Example global marketing and hub footprint responsibilities, with tradeoffs

Principles for scalability:

  1. If a capability behaves like a shared service, place capability like a shared service. A shared services capability is one that serves more than one internal customer. Marketers, creatives and other roles may be analyzed to determine which capabilities support one or more internal customers. If the capability supports one internal customer, then move capability to that segment unit or geography unit. If the capability supports (should support, or could in the future support) multiple units, then treat as shared service.
  2. Free US and global marketing organizations to respond with individual approaches. US and global units have differing operational priorities, which require different approaches to operations.

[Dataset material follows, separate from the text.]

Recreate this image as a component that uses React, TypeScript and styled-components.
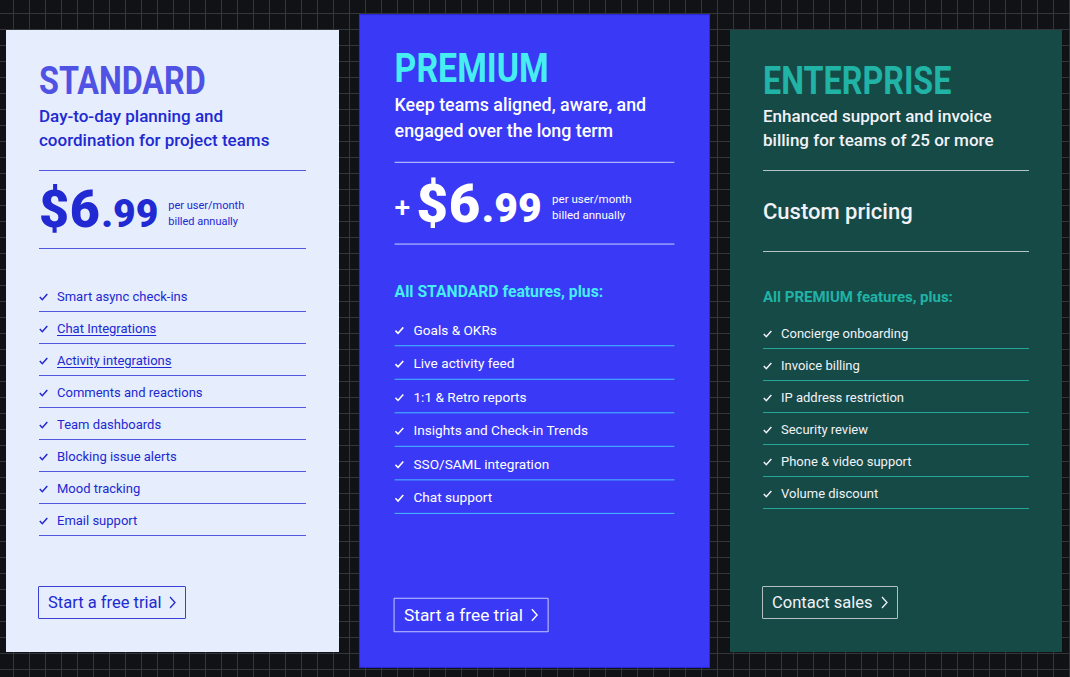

Generally, centralization is best for speed and scale; and decentralization is best for local relevancy and adaptability. Thoughtful approaches to organizational design can allow you to reconcile apposing priorities.
  3. Place capability where its action is. A knowledge-based organization requires key content creators and managers be pushed to the front lines where unfiltered industry dialogue is occurring. While many audiences and topics span the globe, local nuances and variations are critical each unites goals.
  4. Set the stage for modern in-/out-sourcing. Only after marketing organization is designed to meet the needs of the business, determine which capabilities should in- or out-sourced.
  5. Design for common process, as much as makes sense. In addition to regional variations in business needs, each segment/BU requires unique treatments to maximize the opportunity. Be open minded.
Example of org structure, with these principles applied

Example of platform (org structure), with these principles applied

 

In conclusion

Agile has proved to meet Marketing where it's at... in a time of rapid change. Those who can harness the upside of Agile's speed and flexibility to further their company's rich strategies and operational resources will be able to get the most value from investments in people and technology, and better compete.